## Request
Some lines of these records may hold the word "page"; state how many, using only the number.

## Input for this task
........

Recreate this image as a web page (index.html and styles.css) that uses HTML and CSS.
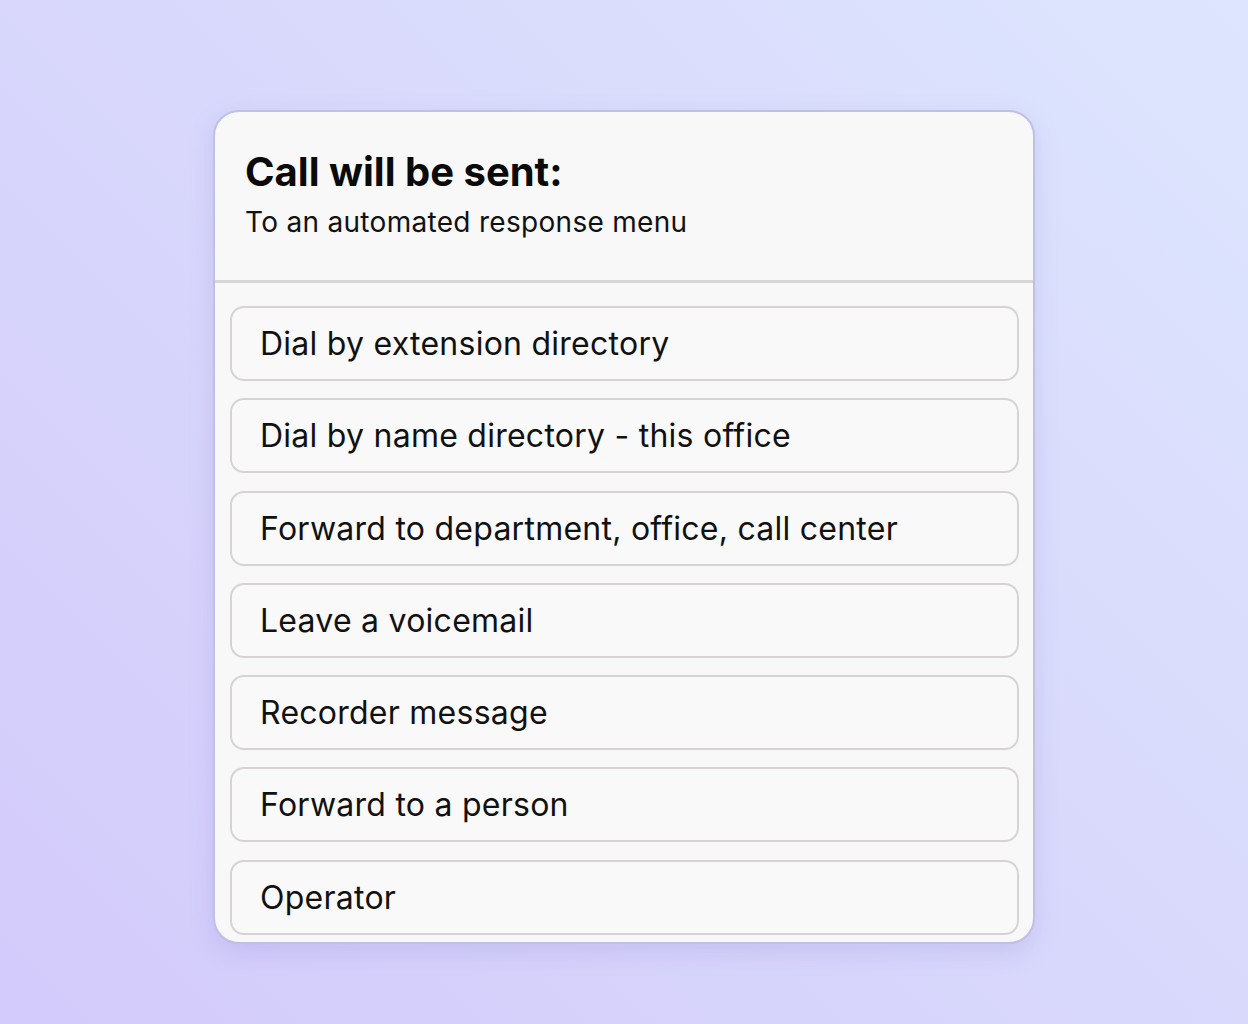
FILE: index.html
```html
<!DOCTYPE html>
<html lang="en">
<head>
  <meta charset="UTF-8">
  <meta name="viewport" content="width=device-width, initial-scale=1.0">
  <title>Call routing</title>
  <link rel="stylesheet" href="styles.css">
</head>
<body>
  <div class="page">
    <div class="route-card">
      <div class="route-header">
        <h2>Call will be sent:</h2>
        <p>To an automated response menu</p>
      </div>
      <ul class="route-list">
        <li class="route-item">Dial by extension directory</li>
        <li class="route-item">Dial by name directory - this office</li>
        <li class="route-item">Forward to department, office, call center</li>
        <li class="route-item">Leave a voicemail</li>
        <li class="route-item">Recorder message</li>
        <li class="route-item">Forward to a person</li>
        <li class="route-item">Operator</li>
      </ul>
    </div>
  </div>
</body>
</html>
```

FILE: styles.css
```css
html, body {
  margin: 0;
  padding: 0;
}

body {
  font-family: Inter, "Noto Sans", sans-serif;
  color: #111;
  background: linear-gradient(225deg, #dde6fe 0%, #d9d9fc 45%, #d3cbfb 100%);
  min-height: 1024px;
}

.page {
  display: flex;
  justify-content: center;
  padding-top: 110px;
}

.route-card {
  width: 818px;
  background-color: #f8f8f8;
  border: 2px solid #bfc0e8;
  border-radius: 26px;
  box-shadow: 0px 8px 24px hsla(245, 40%, 60%, 0.18);
  overflow: hidden;
}

.route-header {
  padding: 36px 30px 41px 30px;
  border-bottom: 3px solid #d6d6d8;
}

.route-header h2 {
  margin: 0;
  font-size: 40px;
  font-weight: 700;
  line-height: 48px;
  color: #0a0a0a;
}

.route-header p {
  margin: 9px 0 0 0;
  font-size: 28px;
  line-height: 34px;
  letter-spacing: 0.3px;
  color: #111;
}

.route-list {
  list-style: none;
  margin: 0;
  padding: 23px 14px 7px 15px;
  display: flex;
  flex-direction: column;
  gap: 17.3px;
}

.route-item {
  box-sizing: border-box;
  height: 75px;
  display: flex;
  align-items: center;
  padding: 0 28px;
  border: 2px solid #d7d3d3;
  border-radius: 14px;
  background-color: #f9f9f9;
  font-size: 32px;
  letter-spacing: 0.25px;
  color: #111;
}
```
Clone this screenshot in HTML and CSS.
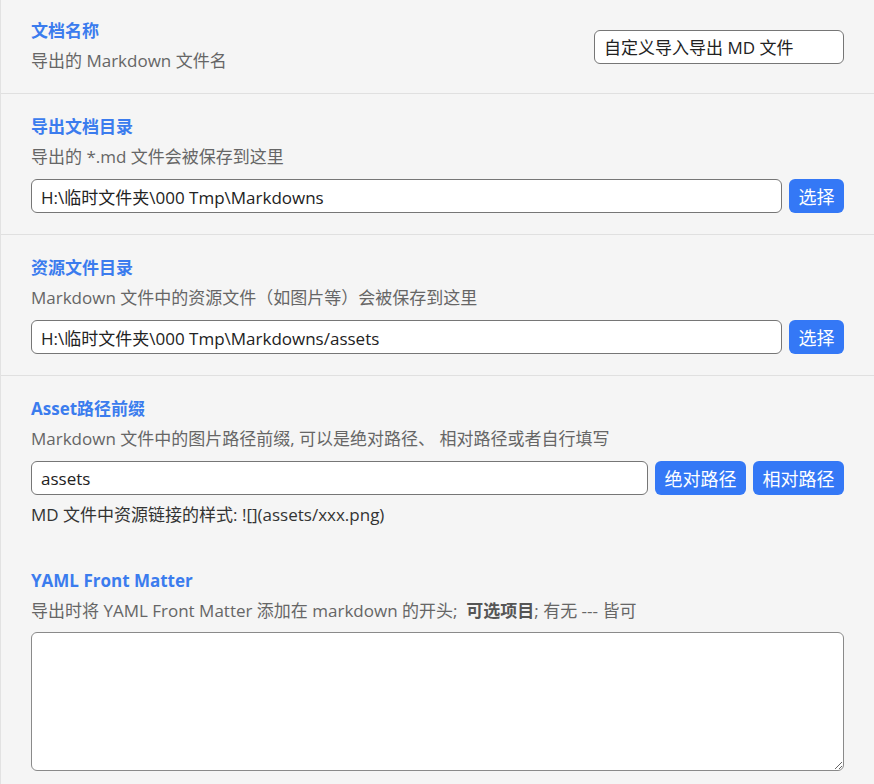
FILE: index.html
```html
<!DOCTYPE html>
<html lang="zh-CN">
<head>
<meta charset="utf-8">
<link rel="stylesheet" href="styles.css">
</head>
<body>
<div class="page">
  <section class="sec sec-first">
    <div class="sec-text">
      <div class="title">文档名称</div>
      <div class="desc">导出的 Markdown 文件名</div>
    </div>
    <input class="field field-name" type="text" value="自定义导入导出 MD 文件">
  </section>

  <section class="sec">
    <div class="title">导出文档目录</div>
    <div class="desc">导出的 *.md 文件会被保存到这里</div>
    <div class="row">
      <input class="field grow" type="text" value="H:\临时文件夹\000 Tmp\Markdowns">
      <button class="btn">选择</button>
    </div>
  </section>

  <section class="sec">
    <div class="title">资源文件目录</div>
    <div class="desc">Markdown 文件中的资源文件（如图片等）会被保存到这里</div>
    <div class="row">
      <input class="field grow" type="text" value="H:\临时文件夹\000 Tmp\Markdowns/assets">
      <button class="btn">选择</button>
    </div>
  </section>

  <section class="sec sec-noline">
    <div class="title">Asset路径前缀</div>
    <div class="desc">Markdown 文件中的图片路径前缀, 可以是绝对路径、 相对路径或者自行填写</div>
    <div class="row">
      <input class="field grow" type="text" value="assets">
      <button class="btn">绝对路径</button>
      <button class="btn">相对路径</button>
    </div>
    <div class="note">MD 文件中资源链接的样式: ![](assets/xxx.png)</div>
  </section>

  <section class="sec sec-noline">
    <div class="title">YAML Front Matter</div>
    <div class="desc">导出时将 YAML Front Matter 添加在 markdown 的开头;&nbsp; <b class="strong">可选项目</b>; 有无 --- 皆可</div>
    <textarea class="area"></textarea>
  </section>
</div>
</body>
</html>
```

FILE: styles.css
```css
html, body {
  margin: 0;
  padding: 0;
  background: #f5f5f5;
}

.page {
  min-height: 784px;
  border-left: 1px solid #e2e2e2;
  font-family: "Open Sans", "Noto Sans CJK SC", sans-serif;
  font-size: 17px;
  color: #666;
}

.sec {
  padding: 21px 30px 21px 30px;
  border-bottom: 1px solid #e0e0e0;
}

.sec-first {
  padding-top: 19px;
  padding-bottom: 20px;
  display: flex;
  align-items: center;
  justify-content: space-between;
}

.sec-noline {
  border-bottom: none;
}

.title {
  font-weight: 700;
  color: #3b7cee;
  line-height: 24px;
  height: 24px;
}

.desc {
  margin-top: 6px;
  line-height: 24px;
  height: 24px;
  color: #666;
  white-space: nowrap;
}

.strong {
  color: #555;
  font-weight: 700;
}

.row {
  display: flex;
  gap: 7px;
  margin-top: 10px;
}

.field {
  box-sizing: border-box;
  height: 34px;
  padding: 0 9px;
  border: 1px solid #767676;
  border-radius: 6px;
  background: #fff;
  font-family: "Open Sans", "Noto Sans CJK SC", sans-serif;
  font-size: 17px;
  color: #222;
  outline: none;
}

.field-name {
  width: 250px;
  margin-top: 1px;
}

.grow {
  flex: 1;
  min-width: 0;
}

.btn {
  box-sizing: border-box;
  height: 34px;
  padding: 0 9.5px;
  border: none;
  border-radius: 6px;
  background: #3478f6;
  color: #fff;
  font-family: "Noto Sans CJK SC", "Open Sans", sans-serif;
  font-size: 18px;
  line-height: 34px;
  cursor: pointer;
}

.note {
  margin-top: 8px;
  line-height: 24px;
  color: #333;
}

.area {
  display: block;
  box-sizing: border-box;
  width: 100%;
  height: 139px;
  margin-top: 9px;
  border: 1px solid #8a8a8a;
  border-radius: 6px;
  background: #fff;
  font-family: "Open Sans", "Noto Sans CJK SC", sans-serif;
  font-size: 17px;
  outline: none;
}
```
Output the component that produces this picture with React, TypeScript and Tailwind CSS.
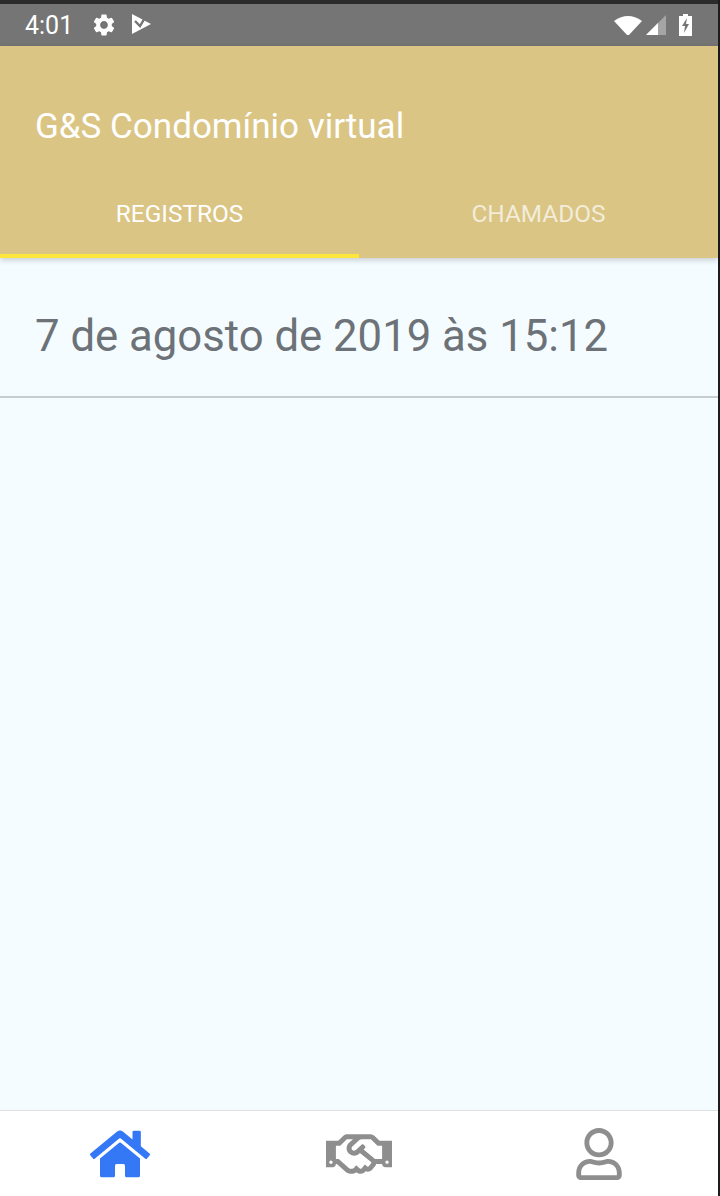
import { FaHome, FaRegHandshake, FaRegUser } from "react-icons/fa";
import { MdSettings } from "react-icons/md";

export default function App() {
  return (
    <div className="flex h-[1196px] w-[720px] overflow-hidden bg-[#1c1c1c] font-['Roboto',sans-serif]">
      <div className="flex h-full w-[718px] flex-col bg-white">
        <div className="h-[4px] bg-[#2b2b2b]" />
        <div className="flex h-[42px] items-center bg-[#757575] pl-[25px] pr-[26px] text-white">
          <span className="text-[25px] leading-none">4:01</span>
          <MdSettings className="ml-[18px] text-[26px]" />
          <svg className="ml-[15px] mb-[2px]" width="20" height="20" viewBox="0 0 20 20" fill="white">
            <path d="M0 0 L19 10 L0 20 Z" />
            <path d="M3 7 L8 12 L14 2" fill="none" stroke="#757575" strokeWidth="2.4" />
          </svg>
          <div className="ml-auto flex items-center">
            <svg width="28" height="20" viewBox="0 0 28 20" fill="white">
              <path d="M0 6 Q14 -4 28 6 L14 21 Z" />
            </svg>
            <svg className="ml-[4px]" width="20" height="20" viewBox="0 0 20 20">
              <path d="M20 0 V20 H0 Z" fill="#ffffff" fillOpacity="0.35" />
              <path d="M12 8 V20 H0 Z" fill="#ffffff" />
            </svg>
            <svg className="ml-[13px]" width="13" height="22" viewBox="0 0 13 22">
              <path d="M4 0 H9 V2 H13 V22 H0 V2 H4 Z" fill="white" />
              <path d="M8 4 L3 12 H6 L5 19 L10 10 H7 Z" fill="#757575" />
            </svg>
          </div>
        </div>

        <div className="z-10 flex h-[212px] flex-col bg-[#dac585] shadow-[0_2px_6px_rgba(0,0,0,0.2)]">
          <div className="flex h-[146px] items-center pl-[35px] pt-[16px] text-[35px] text-white">
            G&amp;S Condomínio virtual
          </div>
          <div className="flex flex-1">
            <div className="flex flex-1 flex-col">
              <div className="flex flex-1 items-center justify-center pb-[18px] text-[24.4px] text-white">REGISTROS</div>
              <div className="h-[4px] bg-[#ffe63b]" />
            </div>
            <div className="flex flex-1 items-center justify-center pb-[22px] text-[24.4px] text-white/70">CHAMADOS</div>
          </div>
        </div>

        <div className="flex flex-1 flex-col bg-[#f5fcff]">
          <div className="flex h-[140px] items-center border-b-2 border-[#c8ccce] pl-[35px] pt-[20px] text-[43.7px] text-[#6c7277]">
            7 de agosto de 2019 às 15:12
          </div>
        </div>

        <div className="grid h-[86px] grid-cols-3 items-center border-t border-[#dfe1e2] bg-white">
          <div className="flex justify-center"><FaHome className="text-[60px] text-[#3478f6]" /></div>
          <div className="flex justify-center"><FaRegHandshake className="text-[66px] text-[#8e8e8e]" /></div>
          <div className="flex justify-center pl-[2px]"><FaRegUser className="text-[52px] text-[#8e8e8e]" /></div>
        </div>
      </div>
    </div>
  );
}
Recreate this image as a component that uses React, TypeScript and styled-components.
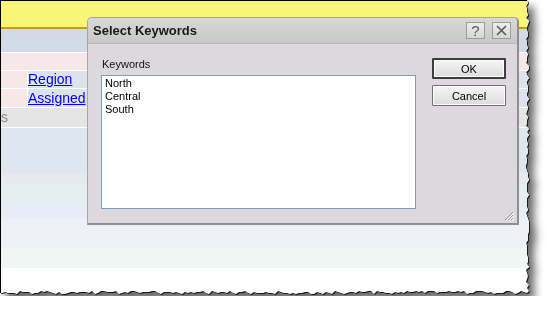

........

## Answer in full
5